● **Data block**
[start]

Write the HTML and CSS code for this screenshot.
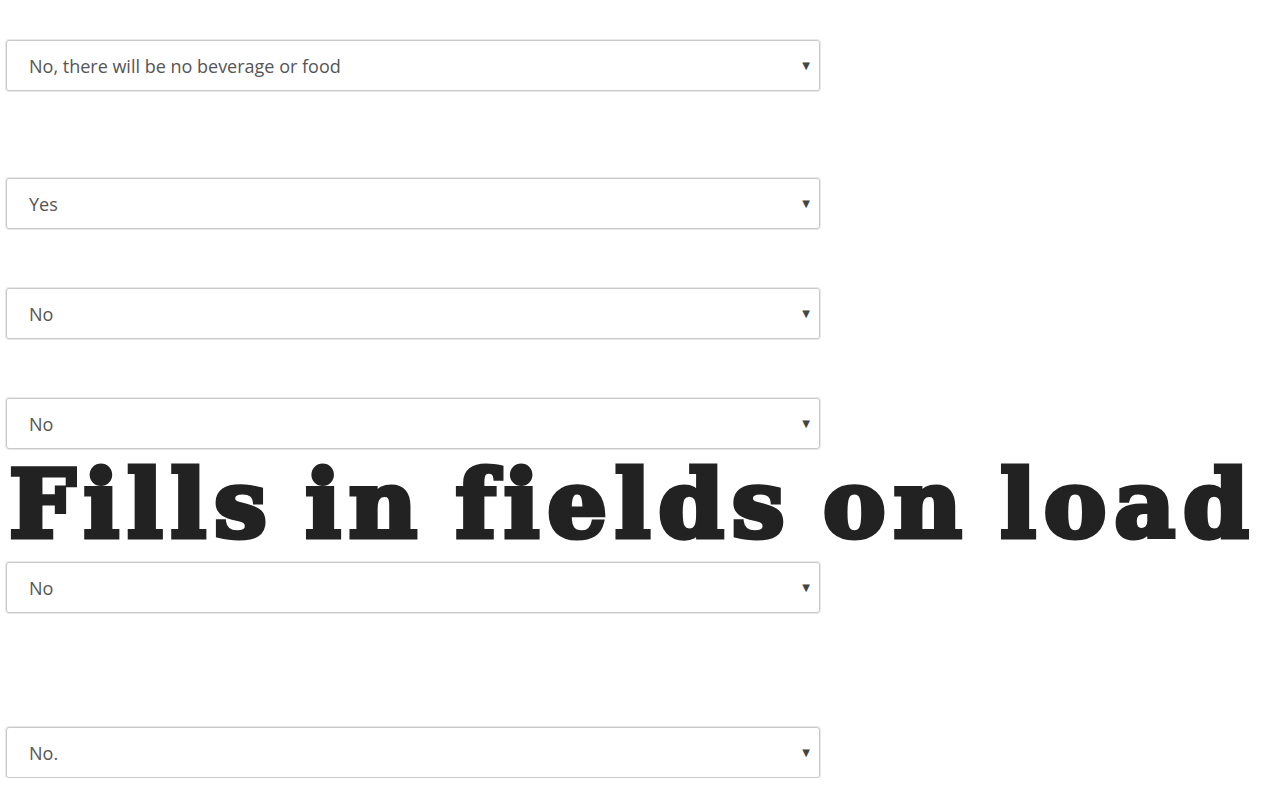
FILE: index.html
```html
<!DOCTYPE html>
<html lang="en">
<head>
<meta charset="utf-8">
<title>Fills in fields on load</title>
<link rel="stylesheet" href="styles.css">
</head>
<body>
<main class="form">
  <div class="field field-1"><div class="select"><span class="value">No, there will be no beverage or food</span><span class="arrow">▼</span></div></div>
  <div class="field field-2"><div class="select"><span class="value">Yes</span><span class="arrow">▼</span></div></div>
  <div class="field field-3"><div class="select"><span class="value">No</span><span class="arrow">▼</span></div></div>
  <div class="field field-4"><div class="select"><span class="value">No</span><span class="arrow">▼</span></div></div>
  <h1 class="headline">Fills in fields on load</h1>
  <div class="field field-5"><div class="select"><span class="value">No</span><span class="arrow">▼</span></div></div>
  <div class="field field-6"><div class="select"><span class="value">No.</span><span class="arrow">▼</span></div></div>
</main>
</body>
</html>
```
FILE: styles.css
```css
html, body {
  margin: 0;
  padding: 0;
  background: #ffffff;
}
.form {
  display: flex;
  flex-direction: column;
  padding: 40px 0 0 6px;
}
.field { width: 814px; }
.field-2 { margin-top: 87px; }
.field-3 { margin-top: 59px; }
.field-4 { margin-top: 59px; }
.field-5 { margin-top: 0; }
.field-6 { margin-top: 114px; }
.select {
  box-sizing: border-box;
  height: 51px;
  display: flex;
  align-items: center;
  justify-content: space-between;
  padding: 0 9px 0 22px;
  border: 1px solid #c9c9c9;
  border-radius: 3px;
  box-shadow: 0 0 0 1px #e8e8e8;
  font-family: "Open Sans", sans-serif;
  font-size: 18px;
  color: #555555;
}
.arrow {
  font-size: 10px;
  color: #444444;
  font-family: "DejaVu Sans", sans-serif;
}
.headline {
  margin: 0;
  height: 113px;
  box-sizing: border-box;
  padding: 0 0 0 3px;
  font-family: "DejaVu Serif", serif;
  font-weight: 900;
  font-size: 94px;
  line-height: 110px;
  color: #222222;
  white-space: nowrap;
  font-variant-ligatures: none;
  letter-spacing: 7.8px;
  word-spacing: -10px;
  -webkit-text-stroke: 5px #222222;
}
```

[end]

● **Set problem**
Skip every picture and transcribe the data above exactly.

● **Final answer**
Write the HTML and CSS code for this screenshot.
FILE: index.html
```html
<!DOCTYPE html>
<html lang="en">
<head>
<meta charset="utf-8">
<title>Fills in fields on load</title>
<link rel="stylesheet" href="styles.css">
</head>
<body>
<main class="form">
  <div class="field field-1"><div class="select"><span class="value">No, there will be no beverage or food</span><span class="arrow">▼</span></div></div>
  <div class="field field-2"><div class="select"><span class="value">Yes</span><span class="arrow">▼</span></div></div>
  <div class="field field-3"><div class="select"><span class="value">No</span><span class="arrow">▼</span></div></div>
  <div class="field field-4"><div class="select"><span class="value">No</span><span class="arrow">▼</span></div></div>
  <h1 class="headline">Fills in fields on load</h1>
  <div class="field field-5"><div class="select"><span class="value">No</span><span class="arrow">▼</span></div></div>
  <div class="field field-6"><div class="select"><span class="value">No.</span><span class="arrow">▼</span></div></div>
</main>
</body>
</html>
```
FILE: styles.css
```css
html, body {
  margin: 0;
  padding: 0;
  background: #ffffff;
}
.form {
  display: flex;
  flex-direction: column;
  padding: 40px 0 0 6px;
}
.field { width: 814px; }
.field-2 { margin-top: 87px; }
.field-3 { margin-top: 59px; }
.field-4 { margin-top: 59px; }
.field-5 { margin-top: 0; }
.field-6 { margin-top: 114px; }
.select {
  box-sizing: border-box;
  height: 51px;
  display: flex;
  align-items: center;
  justify-content: space-between;
  padding: 0 9px 0 22px;
  border: 1px solid #c9c9c9;
  border-radius: 3px;
  box-shadow: 0 0 0 1px #e8e8e8;
  font-family: "Open Sans", sans-serif;
  font-size: 18px;
  color: #555555;
}
.arrow {
  font-size: 10px;
  color: #444444;
  font-family: "DejaVu Sans", sans-serif;
}
.headline {
  margin: 0;
  height: 113px;
  box-sizing: border-box;
  padding: 0 0 0 3px;
  font-family: "DejaVu Serif", serif;
  font-weight: 900;
  font-size: 94px;
  line-height: 110px;
  color: #222222;
  white-space: nowrap;
  font-variant-ligatures: none;
  letter-spacing: 7.8px;
  word-spacing: -10px;
  -webkit-text-stroke: 5px #222222;
}
```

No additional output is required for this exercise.